The meeting organised by 2SCALE brought together participants to dialogue on how to scale up the production of sorghum seed to attract more farmers to go into its cultivation.

He stated that the brewery companies needed more than 45,000 tonnes of sorghum annually and that it was important to support local sorghum production especially the production of the right variety and quantities of sorghum for the brewery industry.

“We need to encourage the brewery companies to do internal sourcing of sorghum and not consider the importation of sorghum to supplement their requirements,” Mr Zakaria stated.

Availability of seeds

He said that one of the key challenges to sorghum production was the unavailability of seeds, saying “the Savanna Agricultural Research Institute (SARI) mandated to produce foundation seed had completed its work by producing two tonnes of the seed”.

He said his outfit was galvanising support from seed growers to pick the foundation seeds and multiply them into certified seeds, which would be made easily available for farmers to buy and plant to increase production.

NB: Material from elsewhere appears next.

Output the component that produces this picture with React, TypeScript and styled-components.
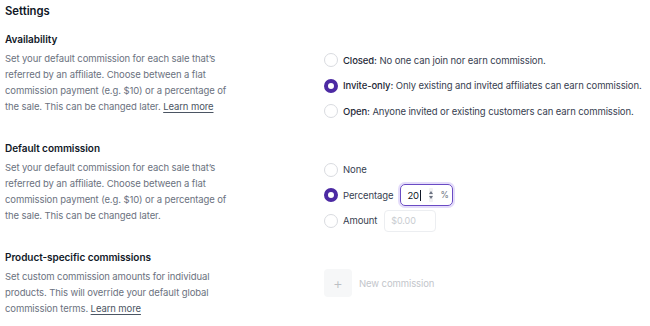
import React from "react";
import styled, { createGlobalStyle } from "styled-components";

const Global = createGlobalStyle`
  html, body { margin: 0; padding: 0; background: #ffffff; }
  body { font-family: Inter, "Noto Sans", sans-serif; color: #111827; -webkit-font-smoothing: antialiased; }
  * { box-sizing: border-box; }
`;

const Page = styled.div`
  padding: 2px 5px 0 5px;
  width: 650px;
`;

const Title = styled.h1`
  margin: 0 0 11px 0;
  font-size: 11.3px;
  line-height: 18px;
  font-weight: 600;
  color: #111827;
`;

const Section = styled.section`
  display: grid;
  grid-template-columns: 319px 1fr;
  align-items: start;
  margin-bottom: 17.5px;
`;

const Info = styled.div`
  display: flex;
  flex-direction: column;
  gap: 4px;
`;

const Heading = styled.h2`
  margin: 0;
  font-size: 10px;
  letter-spacing: -0.05px;
  line-height: 16px;
  font-weight: 600;
  color: #111827;
`;

const Desc = styled.p`
  margin: 0;
  width: 232px;
  font-size: 9.5px;
  letter-spacing: -0.1px;
  line-height: 16px;
  color: #6b7280;
`;

const Link = styled.a`
  color: #4b5563;
  text-decoration: underline;
  text-underline-offset: 2px;
`;

const Options = styled.div<{ $top?: number }>`
  display: flex;
  flex-direction: column;
  gap: 3.5px;
  padding-top: ${(p) => p.$top ?? 18}px;
`;

const Row = styled.label`
  display: flex;
  align-items: center;
  height: 22px;
  gap: 5px;
  font-size: 9.5px;
  letter-spacing: -0.1px;
  color: #374151;
`;

const Radio = styled.span<{ $checked?: boolean }>`
  width: 14px;
  height: 14px;
  border-radius: 50%;
  flex: none;
  background: #fff;
  border: ${(p) => (p.$checked ? "4px solid #4c2aa3" : "1px solid #d9dbe0")};
`;

const Strong = styled.span`
  font-weight: 500;
  color: #1f2937;
`;

const Label = styled.span`
  margin-right: 2px;
`;

const PercentBox = styled.div`
  display: flex;
  align-items: center;
  width: 53px;
  height: 22px;
  padding: 0 6px 0 6px;
  border: 1.5px solid #6a4bc4;
  border-radius: 5px;
  box-shadow: 0 0 0 2px #e4dcfa;
  font-size: 9.5px;
  color: #111827;
`;

const Value = styled.span`
  display: flex;
  align-items: center;
  &::after {
    content: "";
    display: inline-block;
    width: 1px;
    height: 11px;
    background: #111827;
    margin-left: 0.5px;
  }
`;

const Spinner = styled.span`
  display: flex;
  flex-direction: column;
  align-items: center;
  justify-content: center;
  gap: 2px;
  width: 8px;
  height: 14px;
  margin-left: 8px;
  background: #f1f1f3;
  border-radius: 1px;
`;

const Tri = styled.span<{ $down?: boolean }>`
  width: 0;
  height: 0;
  border-left: 2px solid transparent;
  border-right: 2px solid transparent;
  ${(p) => (p.$down ? "border-top: 3px solid #6b7280;" : "border-bottom: 3px solid #6b7280;")}
`;

const Unit = styled.span`
  margin-left: 8px;
  color: #6b7280;
  font-size: 8.5px;
`;

const AmountBox = styled.div`
  display: flex;
  align-items: center;
  width: 52px;
  height: 22px;
  padding: 0 6px;
  border: 1px solid #eceef1;
  border-radius: 4px;
  font-size: 9px;
  color: #c9ccd1;
`;

const NewRow = styled.div`
  display: flex;
  align-items: center;
  gap: 7px;
  padding-top: 20px;
`;

const PlusBtn = styled.span`
  display: flex;
  align-items: center;
  justify-content: center;
  width: 28px;
  height: 28px;
  border-radius: 4px;
  background: #f6f7f8;
  color: #bcbfc4;
  font-size: 15px;
  font-weight: 300;
`;

const Muted = styled.span`
  font-size: 9.5px;
  letter-spacing: -0.1px;
  color: #c3c6cb;
`;

export default function App() {
  return (
    <Page>
      <Global />
      <Title>Settings</Title>

      <Section>
        <Info>
          <Heading>Availability</Heading>
          <Desc>
            Set your default commission for each sale that’s referred by an affiliate. Choose between a flat
            commission payment (e.g. $10) or a percentage of the sale. This can be changed later.{" "}
            <Link>Learn more</Link>
          </Desc>
        </Info>
        <Options>
          <Row>
            <Radio />
            <span>
              <Strong>Closed:</Strong> No one can join nor earn commission.
            </span>
          </Row>
          <Row>
            <Radio $checked />
            <span>
              <Strong>Invite-only:</Strong> Only existing and invited affiliates can earn commission.
            </span>
          </Row>
          <Row>
            <Radio />
            <span>
              <Strong>Open:</Strong> Anyone invited or existing customers can earn commission.
            </span>
          </Row>
        </Options>
      </Section>

      <Section>
        <Info>
          <Heading>Default commission</Heading>
          <Desc>
            Set your default commission for each sale that’s referred by an affiliate. Choose between a flat
            commission payment (e.g. $10) or a percentage of the sale. This can be changed later.
          </Desc>
        </Info>
        <Options $top={19}>
          <Row>
            <Radio />
            <Label>None</Label>
          </Row>
          <Row>
            <Radio $checked />
            <Label>Percentage</Label>
            <PercentBox>
              <Value>20</Value>
              <Spinner>
                <Tri />
                <Tri $down />
              </Spinner>
              <Unit>%</Unit>
            </PercentBox>
          </Row>
          <Row>
            <Radio />
            <Label>Amount</Label>
            <AmountBox>$0.00</AmountBox>
          </Row>
        </Options>
      </Section>

      <Section>
        <Info>
          <Heading>Product-specific commissions</Heading>
          <Desc>
            Set custom commission amounts for individual products. This will override your default global
            commission terms. <Link>Learn more</Link>
          </Desc>
        </Info>
        <NewRow>
          <PlusBtn>+</PlusBtn>
          <Muted>New commission</Muted>
        </NewRow>
      </Section>
    </Page>
  );
}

Further, he hinted that plans were far advanced towards the introduction of hybrid seeds in the system, after it had been certified by a regulatory body for it to be made available to the farmers.

Seed production

The Director at SARI, Dr Francis Kusi, said the institute was working closely with other stakeholders to ensure that quality foundation seeds were readily available to farmers to go into cultivation.

He urged seed growing companies to visit SARI to pick the seeds and make them available to the farmers so that by June 2023, they could go into production and meet the huge demand for the crop.

“There is an assured market for the crop and therefore I urge farmers to go into its cultivation to generate additional income to better their lives,” he said adding “our major preoccupation is to develop a seed system for sorghum, where there will be the availability of foundation and certified seeds for the crop”.

For his part, a representative of the Peasant Farmers Association of Ghana (PFAG), Beni Joseph Walier, said having access to quality sorghum seeds was a major challenge and therefore urged stakeholders to fast track efforts towards making the seeds available to farmers to increase production.